The oil price continues to fall and petrol has dropped through the £1-a-litre mark on at least one garage forecourt with others likely to follow suit soon.
It all points to falling inflation, and indeed analysts expect official figures tomorrow to show inflation hit a fresh 12-year low in December. At the same time, unemployment is also coming down. For a government heading into a general election, it sounds like the perfect economic cocktail.
But history would suggest the Conservatives should resist counting any votes before they are in, warns one new analysis of opinion polls and the so-called “misery index” - a combination of inflation and unemployment.
Martin Beck at thinktank Oxford Economics says that applying the economist’s tool of the misery index would suggest that very low inflation and a further fall in the jobless rate should see the UK economy in 2015 enjoy its happiest year in more than half a century. But he also found that there is “little, if any, association between movements in the misery index and the electoral fortunes of the governing party”.
In this chart, Beck looks at movements in the misery index and the gap in opinion poll scores between the incumbent party and the main opposition party.
As Beck points out, a halving in the misery index from 1992 to 1997 did not stop an ever larger opinion poll deficit for John Major’s governing Conservative party. And while Labour won a series of election victories from 1997 to 2005, the low level of the misery index in that period was not enough to stop the party’s lead in the opinion polls – and at the ballot box – eroding away.
And what about the benefits of the latest drop in the misery index? Well, it has been accompanied by an improvement in opinion poll readings enjoyed by the Labour party relative to the Conservatives, Beck notes.

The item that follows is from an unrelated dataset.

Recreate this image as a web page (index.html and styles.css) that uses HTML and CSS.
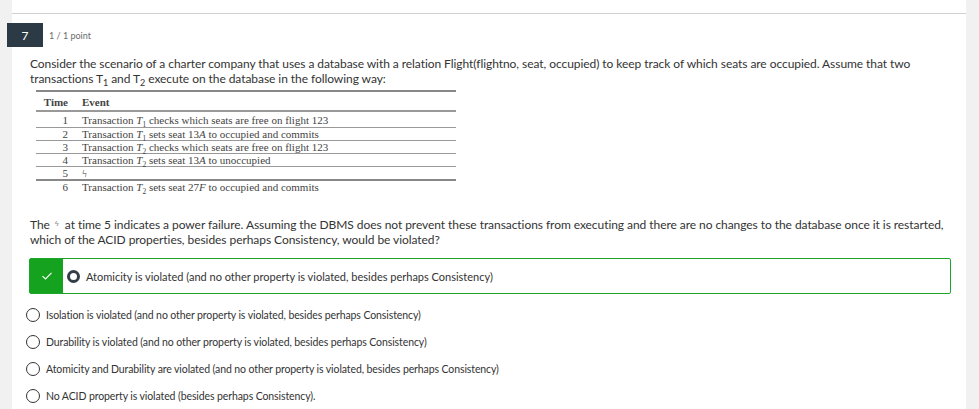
FILE: index.html
```html
<!DOCTYPE html>
<html>
<head>
<meta charset="utf-8">
<link rel="stylesheet" href="styles.css">
</head>
<body>
<div class="page">
  <div class="card">
    <div class="prev"></div>
    <div class="qhead">
      <div class="badge">7</div>
      <div class="points">1 / 1 point</div>
    </div>
    <div class="qbody">
      <p class="para">Consider the scenario of a charter company that uses a database with a relation Flight(flightno, seat, occupied) to keep track of which seats are occupied. Assume that two transactions T<sub>1</sub> and T<sub>2</sub> execute on the database in the following way:</p>
      <table class="events">
        <tr class="hdr"><th class="t">Time</th><th class="e">Event</th></tr>
        <tr class="r1"><td class="t">1</td><td class="e">Transaction <i>T</i><sub>1</sub> checks which seats are free on flight 123</td></tr>
        <tr><td class="t">2</td><td class="e">Transaction <i>T</i><sub>1</sub> sets seat 13<i>A</i> to occupied and commits</td></tr>
        <tr><td class="t">3</td><td class="e">Transaction <i>T</i><sub>2</sub> checks which seats are free on flight 123</td></tr>
        <tr><td class="t">4</td><td class="e">Transaction <i>T</i><sub>2</sub> sets seat 13<i>A</i> to unoccupied</td></tr>
        <tr class="r5"><td class="t">5</td><td class="e">ϟ</td></tr>
        <tr class="r6"><td class="t">6</td><td class="e">Transaction <i>T</i><sub>2</sub> sets seat 27<i>F</i> to occupied and commits</td></tr>
      </table>
      <p class="para para2">The <span class="bolt">ϟ</span> at time 5 indicates a power failure. Assuming the DBMS does not prevent these transactions from executing and there are no changes to the database once it is restarted, which of the ACID properties, besides perhaps Consistency, would be violated?</p>

      <div class="correct">
        <div class="mark">
          <svg width="12" height="10" viewBox="0 0 12 10"><path d="M1.5 5.2 L4.5 8 L10.5 1.8" fill="none" stroke="#fff" stroke-width="1.1"/></svg>
        </div>
        <span class="radio filled"></span>
        <span class="opt">Atomicity is violated (and no other property is violated, besides perhaps Consistency)</span>
      </div>
      <div class="option"><span class="radio"></span><span class="opt">Isolation is violated (and no other property is violated, besides perhaps Consistency)</span></div>
      <div class="option"><span class="radio"></span><span class="opt">Durability is violated (and no other property is violated, besides perhaps Consistency)</span></div>
      <div class="option"><span class="radio"></span><span class="opt">Atomicity and Durability are violated (and no other property is violated, besides perhaps Consistency)</span></div>
      <div class="option"><span class="radio"></span><span class="opt">No ACID property is violated (besides perhaps Consistency).</span></div>
    </div>
  </div>
</div>
</body>
</html>
```

FILE: styles.css
```css
html, body {
  margin: 0;
  padding: 0;
}
body {
  font-family: Lato, "Noto Sans", sans-serif;
  color: #333;
  background: #fff;
}
.page {
  display: flex;
  padding: 0 13px 0 12px;
  background: #f1f1f1;
  min-height: 409px;
  box-sizing: border-box;
}
.card {
  flex: 1;
  background: #fff;
}
.prev {
  height: 13px;
  border-bottom: 1px solid #d0d0d0;
}
.qhead {
  display: flex;
  align-items: center;
  margin-top: 9px;
  margin-left: -5px;
}
.badge {
  width: 36px;
  height: 24px;
  background: #2c3a45;
  color: #fff;
  font-size: 12px;
  display: flex;
  align-items: center;
  justify-content: center;
}
.points {
  margin-left: 6px;
  font-size: 9px;
  color: #6b6b6b;
}
.qbody {
  padding-left: 18px;
}
.para {
  margin: 9px 0 0;
  font-size: 12px;
  line-height: 15px;
  color: #333;
  letter-spacing: -0.06px;
  padding-right: 40px;
}
.para sub {
  font-size: 9px;
  line-height: 0;
}
.events {
  margin: 4px 0 0 6px;
  width: 420px;
  border-collapse: collapse;
  font-family: "Liberation Serif", serif;
  font-size: 11px;
  color: #444;
  border-top: 2px solid #888;
}
.events th, .events td {
  padding: 0;
  height: 12px;
  line-height: 12px;
  border-bottom: 1px solid #999;
  white-space: nowrap;
}
.events th {
  font-weight: bold;
  height: 17px;
  border-bottom: 2px solid #999;
  padding-top: 1px;
}
.events .t {
  width: 32px;
  text-align: right;
  padding-right: 14px;
}
.events .e {
  text-align: left;
}
.events .r1 td { height: 15px; }
.events .r5 td { border-bottom: 2px solid #888; }
.events .r6 td { border-bottom: none; height: 12px; }
.events sub {
  font-size: 7.5px;
  line-height: 0;
}
.para2 {
  margin-top: 22px;
  padding-right: 15px;
}
.bolt {
  font-size: 8px;
  vertical-align: 4px;
  color: #888;
  margin: 0 3px 0 2px;
}
.correct {
  margin-top: 11px;
  margin-right: 15px;
  height: 36px;
  box-sizing: border-box;
  border: 1px solid #1ea52a;
  border-radius: 2px;
  display: flex;
  align-items: center;
  margin-left: -1px;
}
.mark {
  width: 33px;
  align-self: stretch;
  background: #15a21f;
  display: flex;
  align-items: center;
  justify-content: center;
}
.radio {
  width: 14px;
  height: 14px;
  box-sizing: border-box;
  border: 1.3px solid #333;
  border-radius: 50%;
  flex: none;
}
.radio.filled {
  width: 13px;
  height: 13px;
  border: 3.5px solid #333d47;
  margin-left: 4px;
}
.opt {
  font-size: 11px;
  color: #333;
  margin-left: 6px;
}
.option {
  display: flex;
  align-items: center;
  height: 27px;
  margin-left: -4px;
}
.option .opt {
  font-size: 10.5px;
  letter-spacing: -0.1px;
}
.correct + .option {
  margin-top: 7px;
}
```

In other words, a happy economy on this simple measure does not guarantee happy days at the ballot box. One thing the misery index does not capture is the lack of real wage growth over this parliament as pay rises have failed to match inflation. Wages have in fact been falling in real terms, leaving many households feeling worse off.
As Beck concludes:
So a happy economy, at least on the narrow definition of the misery index, won’t necessarily translate into political joy for the government. This isn’t perhaps surprising. After all, there is more to economic contentment than having a job and seeing prices in the shops rise only slowly. A pay rise anyone?